新しい500円玉だ 2022年4月3日
いつからか、500円玉のデザインが新しくなったらしい。つい先週、貰ったお釣りの中に一枚だけ紛れ込んでいて気が付いた。
はじめまして、令和3年の500円玉。
真ん中に丸い線が入ってて、ヘンなの~と思ってしまう。でもしょうがない、見慣れてないだけだから。あと数回も出会えば、なんとも思わなくなるんだろう。こういう刹那的な感覚は、なるべく大切に味わっていたい。
記念に写真を撮っておこうと思ったのだけれど、案外早く使うことになってしまって、撮り損ねた。調べると発行の開始時期は昨年の11月頭だそうで、「案外時間経ってるんだな」というのが正直な感想だ。今は3月の終わり。出会うのに4か月近くかかっている。
使うことになるその日まで、手に入れた後の数日は、お守りのように使わずにとっておいた。財布の中に見慣れない硬貨が光っているのが楽しくて、何となく使えずにいたのだ。
使ったのは一昨日。近所のパン屋さんにて。その日の自分は、財布の中に高いお札しか持っていなかった。家に山ほどある硬貨を増やすわけにもいかないし(これを持ち歩きなさいよ)、何より数個のパンのために万札というのもお店に申し訳ない。使わざるを得なかった。お釣りの無いように払うという手間をサボり、お札ばかり消費してきたツケである。でもこれで、多額のお釣りを回避することには成功した。
写真を撮っていなかったこともあり、惜しいことをするような感じがした。数日とはいえ、お守りのようにしていた硬貨だ。愛着が無いと言えば嘘になる。それでも「…ま、いっか。いつか使うし」と開き直り、ぴかぴかのそれを財布から取り出した。トレイに並べて相手に渡す。
「はい!◯◯円お預かりいたしまーす!」
レジ係のお兄さんの明るい声が響く。お店に入った時の挨拶も爽やかで、感じの良い青年だった。話しているだけでこっちまで元気になれる。素敵な人だなぁ…

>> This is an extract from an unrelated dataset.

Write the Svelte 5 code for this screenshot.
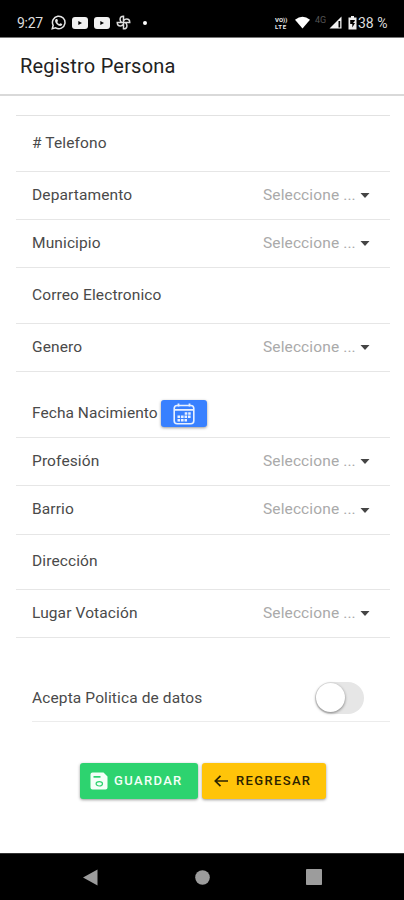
<script>
  const rows = [
    { label: '# Telefono', h: 56 },
    { label: 'Departamento', h: 48, select: true },
    { label: 'Municipio', h: 48, select: true },
    { label: 'Correo Electronico', h: 56 },
    { label: 'Genero', h: 48, select: true },
    { label: 'Fecha Nacimiento', h: 66, date: true },
    { label: 'Profesión', h: 48, select: true },
    { label: 'Barrio', h: 49, select: true },
    { label: 'Dirección', h: 55 },
    { label: 'Lugar Votación', h: 48, select: true }
  ];
  let accepted = $state(false);
</script>

<div class="screen">
  <div class="status">
    <span class="time">9:27</span>
    <svg class="wa" width="15" height="15" viewBox="0 0 24 24" fill="none" stroke="#e8e8e8">
      <path d="M2 22l1.500-5.500A10 10 0 1 1 7.500 20.600z" stroke-width="2.400" />
      <path d="M8 6.500l2 0 1.200 3-1.200 1.500c1 2 2 2.800 3.500 3.500l1.500-1.500 3 1.500c0 2-1.500 3-3 3-4-.4-8.500-5-8.500-8.500 0-1 .5-2 1.500-2.500z" fill="#e8e8e8" stroke="none" />
    </svg>
    <svg class="yt" width="16" height="12" viewBox="0 0 16 12"><rect width="16" height="12" rx="3" fill="#f2f2f2" /><path d="M6.300 3.900v4.200l3.700-2.100z" fill="#000" /></svg>
    <svg class="yt" width="16" height="12" viewBox="0 0 16 12"><rect width="16" height="12" rx="3" fill="#f2f2f2" /><path d="M6.300 3.900v4.200l3.700-2.100z" fill="#000" /></svg>
    <svg class="fan" width="15" height="15" viewBox="0 0 24 24" fill="none" stroke="#ddd" stroke-width="2.400">
      <path d="M12 12V2C8.500 2 6.500 4 6.500 7c0 2 1 3.500 2.500 5zM12 12h10c0-3-2-5.500-5-5.500-2 0-3.500 1-5 2.500zM12 12v10c3 0 5.500-2 5.500-5 0-2-1-3.500-2.500-5zM12 12H2c0 3 2 5.500 5 5.500 2 0 3.500-1 5-2.500z" />
    </svg>
    <i class="dot"></i>
    <span class="grow"></span>
    <span class="vo"><b>VO))</b><b>LTE</b></span>
    <svg class="wifi" width="15" height="13" viewBox="0 0 16 13"><path d="M0 3.500Q8-3 16 3.500L8 13z" fill="#fff" /></svg>
    <span class="net">4G</span>
    <svg class="signal" width="13" height="13" viewBox="0 0 13 13"><path d="M12.500.5v12H.5z" fill="#f4f4f4" /><path d="M9.500 5h1.700v6.500H9.500z" fill="#000" /></svg>
    <svg class="bat" width="9" height="14" viewBox="0 0 9 14"><path d="M3 0h3v1.500h2.500v12h-8v-12H3z" fill="#eee" /><path d="M2.200 4h4.600v1L5 7h2l-2.700 4.500V8H2.200z" fill="#000" /></svg>
    <span class="pct">38 %</span>
  </div>

  <header><h1>Registro Persona</h1></header>

  <main>
    <div class="list">
      {#each rows as row}
        <div class="row" class:daterow={row.date} style:height="{row.h}px">
          <span class="label">{row.label}</span>
          {#if row.date}
            <button class="cal" aria-label="Fecha Nacimiento">
              <svg width="22" height="22" viewBox="0 0 22 22" fill="none" stroke="#e9f1ff">
                <rect x="1.200" y="2.500" width="19.600" height="18.300" rx="3" stroke-width="1.600" />
                <path d="M1.500 6.800h19M5.500.5v3M16.500.5v3" stroke-width="1.800" />
                <path d="M11.700 10.500h6M4.500 13.800h13.500M4.500 17.200h9.500" stroke-width="2.500" stroke-dasharray="2.600 .9" />
              </svg>
            </button>
          {/if}
          {#if row.select}
            <span class="select">Seleccione ...</span>
            <svg class="caret" width="10" height="5" viewBox="0 0 10 5"><path d="M.5 0h9L5 5z" fill="#444" /></svg>
          {/if}
        </div>
      {/each}
    </div>

    <div class="accept">
      <span class="label">Acepta Politica de datos</span>
      <button class="toggle" class:on={accepted} aria-label="Acepta Politica de datos" onclick={() => (accepted = !accepted)}><i></i></button>
    </div>

    <div class="actions">
      <button class="save">
        <svg width="18" height="18" viewBox="0 0 18 18">
          <path d="M2.500.5h11l4 4v11a2 2 0 0 1-2 2h-13a2 2 0 0 1-2-2v-13a2 2 0 0 1 2-2z" fill="#f4fff8" />
          <rect x="3.500" y="4" width="7" height="1.700" fill="#2dd36f" />
          <ellipse cx="9.300" cy="11.800" rx="3.200" ry="2.200" fill="none" stroke="#2dd36f" stroke-width="1.200" />
        </svg>
        <span>GUARDAR</span>
      </button>
      <button class="back">
        <svg width="14" height="12" viewBox="0 0 14 12" fill="none" stroke="#2b2200" stroke-width="1.700"><path d="M6.500.8L1.300 6l5.200 5.200M1.300 6H14" /></svg>
        <span>REGRESAR</span>
      </button>
    </div>
  </main>

  <nav>
    <svg width="15" height="17" viewBox="0 0 15 17"><path d="M0 8.500L14.500.5v16z" fill="#9c9c9c" /></svg>
    <svg width="15" height="15" viewBox="0 0 15 15"><circle cx="7.500" cy="7.500" r="7.300" fill="#9c9c9c" /></svg>
    <svg width="16" height="16" viewBox="0 0 16 16"><rect width="16" height="16" rx=".8" fill="#9c9c9c" /></svg>
  </nav>
</div>

<style>
  .screen { width: 404px; height: 900px; display: flex; flex-direction: column; background: #fff; font-family: Roboto, "Liberation Sans", sans-serif; color: #4a4a4a; overflow: hidden; }
  button { border: 0; padding: 0; font-family: inherit; }
  svg { display: block; flex: none; }
  .status { height: 38px; flex: none; box-sizing: border-box; background: #000; border-bottom: 1px solid #777; display: flex; align-items: center; padding: 8px 16px 0 17px; color: #ddd; }
  .time { width: 34px; font-size: 14px; letter-spacing: -.3px; padding-top: 1px; }
  .yt { margin-left: 6px; }
  .fan { margin-left: 6px; }
  .dot { width: 4px; height: 4px; border-radius: 50%; background: #fff; margin-left: 12px; }
  .grow { flex: 1; }
  .vo { display: flex; flex-direction: column; font-size: 6px; line-height: 7px; width: 14px; color: #eee; }
  .vo b:last-child { letter-spacing: .7px; }
  .wifi { margin-left: 6px; }
  .net { font-size: 9px; color: #555; margin: -6px 0 0 5px; width: 12px; }
  .signal { margin-left: 2px; }
  .bat { margin-left: 6px; }
  .pct { font-size: 14px; width: 30px; margin-left: 1px; white-space: nowrap; padding-top: 1px; }
  header { height: 58px; flex: none; box-sizing: border-box; border-bottom: 2px solid #d9d9d9; display: flex; align-items: center; padding-left: 20px; }
  h1 { margin: 0; font-size: 20px; font-weight: 400; color: #222; letter-spacing: .2px; line-height: 24px; }
  main { flex: 1; display: flex; flex-direction: column; }
  .list { margin: 19px 14px 0 16px; border-top: 1px solid #e2e2e2; }
  .row { box-sizing: border-box; border-bottom: 1px solid #e6e6e6; display: flex; align-items: center; padding: 0 20px 0 16px; }
  .label, .select { font-size: 15.5px; letter-spacing: .12px; line-height: 20px; padding-bottom: 2px; white-space: nowrap; }
  .daterow { padding-top: 18px; }
  .daterow .label { width: 127px; letter-spacing: .05px; }
  .cal { flex: none; width: 46px; height: 27px; margin-left: 2px; border-radius: 3px; background: #3880ff; display: flex; align-items: center; justify-content: center; box-shadow: 0 1px 3px #0006; }
  .select { margin-left: auto; width: 92px; color: #aaa; }
  .caret { margin-left: 5px; }
  .accept { height: 84px; box-sizing: border-box; margin: 0 14px 0 32px; border-bottom: 1px solid #ececec; display: flex; align-items: center; justify-content: space-between; padding: 36px 26px 0 0; }
  .accept .label { padding-bottom: 0; }
  .toggle { width: 49px; height: 32px; border-radius: 16px; background: #e6e6e6; display: flex; align-items: center; }
  .toggle i { width: 29px; height: 29px; margin-left: 1px; border-radius: 50%; background: #fff; box-shadow: 0 1px 3px #0007; }
  .toggle.on { background: #3880ff; justify-content: flex-end; }
  .actions { display: flex; gap: 4px; margin: 41px 0 0 80px; }
  .actions button { height: 36px; border-radius: 3px; display: flex; align-items: center; font-size: 13px; font-weight: 500; letter-spacing: 1.35px; box-shadow: 0 1px 3px #0006; }
  .actions span { padding-bottom: 2px; }
  .actions svg { margin-top: -1px; }
  .save { width: 118px; background: #2dd36f; color: #f4fff8; padding-left: 10px; gap: 6px; }
  .back { width: 124px; background: #ffc409; color: #2b2200; padding-left: 12px; gap: 8px; }
  nav { height: 47px; flex: none; box-sizing: border-box; border-top: 1px solid #333; background: #000; display: flex; align-items: center; justify-content: space-between; padding: 0 82px 0 83px; }
</style>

そんな風に思い始めた時だった。感傷に浸るより早く、お兄さんが口を開く。
「あっ!新しい500円玉だ~!すごい!」
…!
例の500円玉のことだ。
思いがけず降ってきた温かい言葉に動揺してしまう。お兄さんの笑顔がまぶしい。
「あ!本当ですね!!」
自分も明るく返答できたのは、お兄さんの話し方がうつったからだろう。
それにしても、本当ですね、ってなんだ。
何「私も今気づきました」みたいな反応してるんだ。
持ってたお金なんだから、分かるでしょう。
そうなんですよ〜とか言った方が、いやでも、それも変か。ウチの子じゃないんだから。
この時の最適解は何だったんだろう。とにかく曖昧な返事をしてしまった。
でもこれは、文字に起こすまで気が付かなかった。文法ミスまで眩ませるお兄さんの明るさに乾杯。
「ありがとうございます~!」
「いえいえ~」
そんな、それだけのやりとりに小さな後悔がふっと消えて、
「新しい500円玉は、この瞬間のためにとっておいたんだな」と、そう思った。
新しい500円玉がどれほど珍しいのかは分からないけれど、この硬貨に見慣れる前に、今日みたいなやりとりが沢山あってほしい。
パン屋さんに渡したあの500円玉。次はどこに行くんだろう。すみっこの席で美味しい桜あんぱんを齧りながら、分かりもしないことを考える。